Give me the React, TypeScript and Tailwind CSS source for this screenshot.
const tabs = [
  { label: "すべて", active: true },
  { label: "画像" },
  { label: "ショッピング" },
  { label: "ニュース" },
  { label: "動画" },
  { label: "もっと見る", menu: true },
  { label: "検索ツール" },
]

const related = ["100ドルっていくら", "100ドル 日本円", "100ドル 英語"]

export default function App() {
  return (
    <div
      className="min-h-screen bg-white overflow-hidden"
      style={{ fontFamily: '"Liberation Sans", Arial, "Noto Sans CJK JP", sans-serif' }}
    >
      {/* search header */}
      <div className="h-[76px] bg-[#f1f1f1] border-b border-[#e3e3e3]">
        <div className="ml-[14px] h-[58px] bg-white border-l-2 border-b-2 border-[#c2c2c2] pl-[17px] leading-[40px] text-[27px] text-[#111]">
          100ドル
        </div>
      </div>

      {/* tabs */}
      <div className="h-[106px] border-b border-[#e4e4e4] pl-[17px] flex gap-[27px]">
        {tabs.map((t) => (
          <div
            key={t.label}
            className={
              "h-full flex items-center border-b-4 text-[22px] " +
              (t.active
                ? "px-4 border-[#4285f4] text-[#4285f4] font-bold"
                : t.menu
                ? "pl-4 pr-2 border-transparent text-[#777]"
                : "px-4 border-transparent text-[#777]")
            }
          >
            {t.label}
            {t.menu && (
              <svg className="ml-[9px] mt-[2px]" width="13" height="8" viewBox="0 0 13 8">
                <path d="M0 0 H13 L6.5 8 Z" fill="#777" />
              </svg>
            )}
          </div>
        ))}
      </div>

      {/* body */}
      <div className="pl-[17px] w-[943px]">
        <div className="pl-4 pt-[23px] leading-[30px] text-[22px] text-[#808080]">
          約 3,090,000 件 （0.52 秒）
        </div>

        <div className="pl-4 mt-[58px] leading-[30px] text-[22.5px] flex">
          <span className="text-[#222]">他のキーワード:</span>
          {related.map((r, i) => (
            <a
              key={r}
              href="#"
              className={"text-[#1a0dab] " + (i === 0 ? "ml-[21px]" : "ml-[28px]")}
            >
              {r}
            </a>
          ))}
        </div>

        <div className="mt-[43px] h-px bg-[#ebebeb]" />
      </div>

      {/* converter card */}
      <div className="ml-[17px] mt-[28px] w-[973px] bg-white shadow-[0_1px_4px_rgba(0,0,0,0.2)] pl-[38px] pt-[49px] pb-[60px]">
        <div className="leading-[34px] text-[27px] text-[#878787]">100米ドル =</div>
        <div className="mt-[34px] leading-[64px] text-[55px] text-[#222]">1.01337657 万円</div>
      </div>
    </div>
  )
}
* * *
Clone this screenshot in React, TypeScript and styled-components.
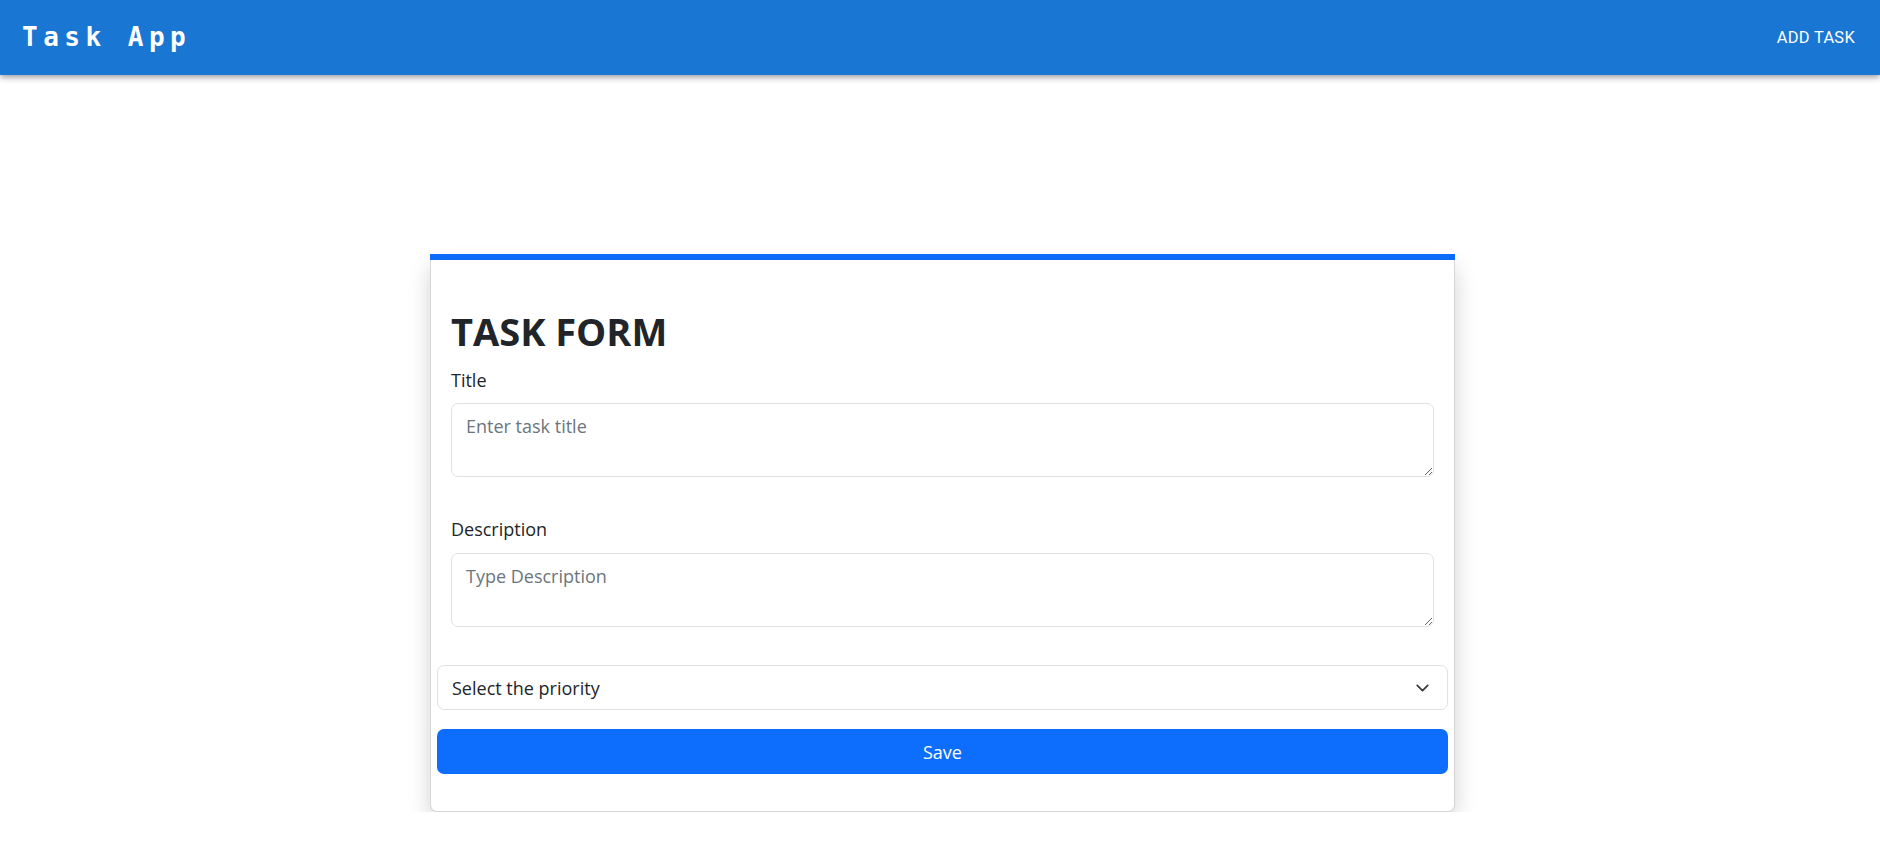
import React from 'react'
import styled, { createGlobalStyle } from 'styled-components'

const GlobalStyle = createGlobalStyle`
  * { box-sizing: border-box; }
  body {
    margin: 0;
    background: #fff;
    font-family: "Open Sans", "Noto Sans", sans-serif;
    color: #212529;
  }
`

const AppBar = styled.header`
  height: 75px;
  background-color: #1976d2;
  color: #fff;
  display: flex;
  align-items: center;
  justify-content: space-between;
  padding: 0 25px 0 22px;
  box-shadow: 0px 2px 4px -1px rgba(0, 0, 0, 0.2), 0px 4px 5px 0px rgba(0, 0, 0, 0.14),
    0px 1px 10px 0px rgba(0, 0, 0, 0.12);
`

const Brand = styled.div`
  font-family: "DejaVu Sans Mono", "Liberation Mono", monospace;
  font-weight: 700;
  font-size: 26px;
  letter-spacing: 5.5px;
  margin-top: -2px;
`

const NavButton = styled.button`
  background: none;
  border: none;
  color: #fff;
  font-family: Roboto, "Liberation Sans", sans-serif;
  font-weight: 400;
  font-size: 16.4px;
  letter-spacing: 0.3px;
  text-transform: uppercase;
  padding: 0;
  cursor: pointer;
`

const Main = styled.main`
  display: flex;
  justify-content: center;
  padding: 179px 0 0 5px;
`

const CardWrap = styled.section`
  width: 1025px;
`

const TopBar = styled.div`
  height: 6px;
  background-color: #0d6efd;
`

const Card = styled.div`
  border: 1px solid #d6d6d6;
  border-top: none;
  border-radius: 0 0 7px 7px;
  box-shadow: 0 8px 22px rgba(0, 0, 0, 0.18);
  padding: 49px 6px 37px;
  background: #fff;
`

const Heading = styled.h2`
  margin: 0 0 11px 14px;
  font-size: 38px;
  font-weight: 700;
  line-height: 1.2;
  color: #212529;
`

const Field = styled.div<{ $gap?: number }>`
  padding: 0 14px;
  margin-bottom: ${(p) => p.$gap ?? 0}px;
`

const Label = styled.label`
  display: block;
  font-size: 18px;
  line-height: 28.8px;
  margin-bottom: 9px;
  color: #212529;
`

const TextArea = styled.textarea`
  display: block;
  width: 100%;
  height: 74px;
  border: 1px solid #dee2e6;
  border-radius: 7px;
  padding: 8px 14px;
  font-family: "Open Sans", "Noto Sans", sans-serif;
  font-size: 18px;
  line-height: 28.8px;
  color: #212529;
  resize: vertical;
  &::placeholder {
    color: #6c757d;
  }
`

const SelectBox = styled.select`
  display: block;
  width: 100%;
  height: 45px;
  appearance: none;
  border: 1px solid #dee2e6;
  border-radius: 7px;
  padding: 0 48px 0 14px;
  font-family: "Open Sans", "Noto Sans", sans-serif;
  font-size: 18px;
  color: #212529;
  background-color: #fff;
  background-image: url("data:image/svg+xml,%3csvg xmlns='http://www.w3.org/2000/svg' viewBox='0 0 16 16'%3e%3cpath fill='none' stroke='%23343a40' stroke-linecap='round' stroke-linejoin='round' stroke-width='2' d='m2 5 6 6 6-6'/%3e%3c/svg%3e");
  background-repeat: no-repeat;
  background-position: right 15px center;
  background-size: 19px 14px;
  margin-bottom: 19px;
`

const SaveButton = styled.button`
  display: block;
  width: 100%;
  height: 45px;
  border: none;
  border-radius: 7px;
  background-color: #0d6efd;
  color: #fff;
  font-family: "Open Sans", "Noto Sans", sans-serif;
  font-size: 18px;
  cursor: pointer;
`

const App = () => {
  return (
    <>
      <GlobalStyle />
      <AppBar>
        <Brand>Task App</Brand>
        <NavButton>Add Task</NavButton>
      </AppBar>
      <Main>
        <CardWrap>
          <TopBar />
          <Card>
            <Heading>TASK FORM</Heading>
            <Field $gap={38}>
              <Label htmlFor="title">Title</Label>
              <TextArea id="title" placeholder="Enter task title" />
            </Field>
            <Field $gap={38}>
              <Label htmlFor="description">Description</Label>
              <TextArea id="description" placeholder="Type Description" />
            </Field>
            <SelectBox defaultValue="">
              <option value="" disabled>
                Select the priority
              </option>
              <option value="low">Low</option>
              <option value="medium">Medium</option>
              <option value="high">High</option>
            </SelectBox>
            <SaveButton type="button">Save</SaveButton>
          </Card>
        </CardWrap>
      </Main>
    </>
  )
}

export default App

# [EXERCISE]
Give only the number of lines in the material above that hold the word "screenshot".

# [RESULT OF THIS TASK]
2